Audrey Hepburn’s Ascot Racecourse Hat Was Auctioned Off Along With the Dress for $3.7 Million
Considered to be one of Audrey Hepburn’s most iconic hats, the Ascot Racecourse hat was originally designed by Cecil Beaton, and owned by Debbie Reynolds as a part of her costume collection. The hat and dress were sold at an auction in 2011, 47 years after the movie’s release.
Diane Keaton’s Bowler Hat in Annie Hall Came Out of Her Own Wardrobe
In fact, Diane Keaton’s entire ensemble in Annie Hall came from her own wardrobe, not just the hat. The actress shared with the character a taste for the eclectic, pairing oversized jackets and vests with cowboy boots and her iconic bowler hat.

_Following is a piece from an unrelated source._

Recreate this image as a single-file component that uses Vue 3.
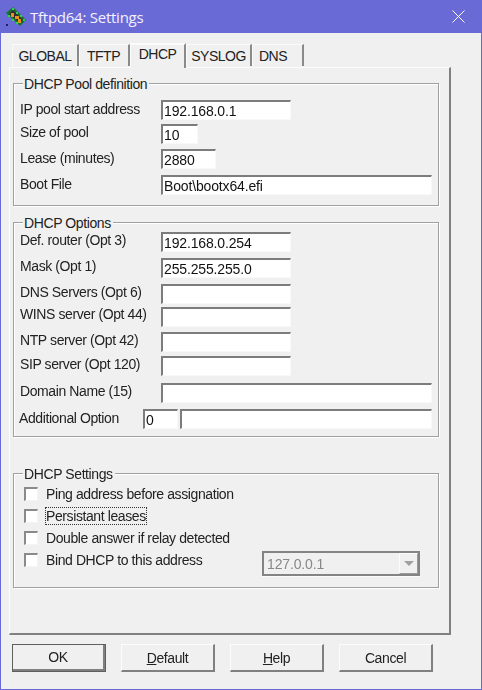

Charlie Chaplin’s Tramp Character Was Inspired by the Derby Hat That He Wore
Charlie Chaplin’s famous character highlighted in the 1914 film Mabel’s Strange Predicament was born out of an iconic outfit, which Chaplin put together before knowing anything else about the character. Instead, he let the derby hat, clothes, and cane talk to him. The derby hat inspired a dignified side to the character who was otherwise down on his luck. Read more about Chaplin’s hat here.
There are many hats made famous by the film characters who wore them, some so much so that the hats became extremely valuable after being worn. Each of these hats now represents something because of its use in cinema.